Que te guste perder puentes porque ello te da oportunidad de reconstruirlos es la esencia de la filosofía de Stewart, especializado en encontrar el lado bueno de las cosas. “Pero solo consigo ser un optimista a mi escala, no a nivel global. Y por primera vez apaga la sonrisa de su cara para hablar del cambio climático —“que hará inhabitable esta zona en medio siglo”—, las instituciones, la corrupción, la Iglesia, la burocracia, los funcionarios… “En fin, soy un socialista radical, aunque reconozco que el capitalismo me ha dado una vida inigualable”. Y vuelve a sonreír.
La fiebre del oro cortijera
Órgiva, la capital de la Alpujarra granadina, ha perdido un tercio de su población en el último medio siglo por el éxodo rural. Pero gran parte de ese agujero demográfico se ha cubierto con la llegada de extranjeros, que ahora constituyen una cuarta parte de sus 5.906 habitantes. En total, hay foráneos de 53 nacionalidades entre las que destacan, abrumadores, los británicos (el 44%).

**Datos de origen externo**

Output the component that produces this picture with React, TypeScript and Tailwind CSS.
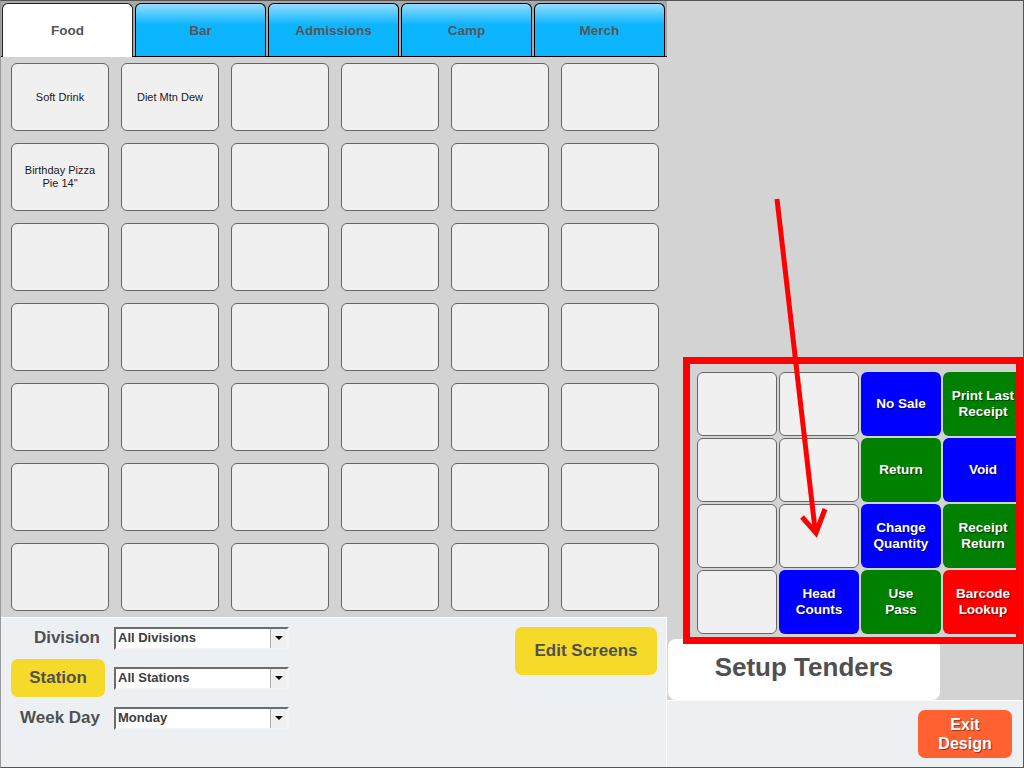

Llegaron en varias oleadas, unas alentadas por los movimientos neorrurales de los ochenta y alguna por los libros de Chris Stewart, que provocaron en el año 2000 una suerte de fiebre del oro cortijera en las islas y cierta inflación inmobiliaria en el valle.
"En el último año y medio ha vuelto el interés. Tengo gente de toda Europa dispuesta a gastarse 200.000 euros en un cortijo con terreno y vistas, pero el problema es que ahora hay poca oferta”, lamenta Paul McJury, de Orgiva Properties. Pero el perfil de europeo dispuesto a retirarse en la montaña y vivir de su rentas o pensiones —o de su trabajo artístico—, solo describe a una parte de los 1.517 extranjeros del censo. “Hay que distinguir entre guiris e inmigrantes. Unos vienen a gastar y otros trabajar”, explica José Jesús García Aragón, gerente de la Agencia de Desarrollo Rural de la Alpujarra. Dos mundos que chocan. Los que quieren trabajo buscan los cultivos intensivos que amenazan con inundar de plástico el valle y estropear las vistas que buscan los otros.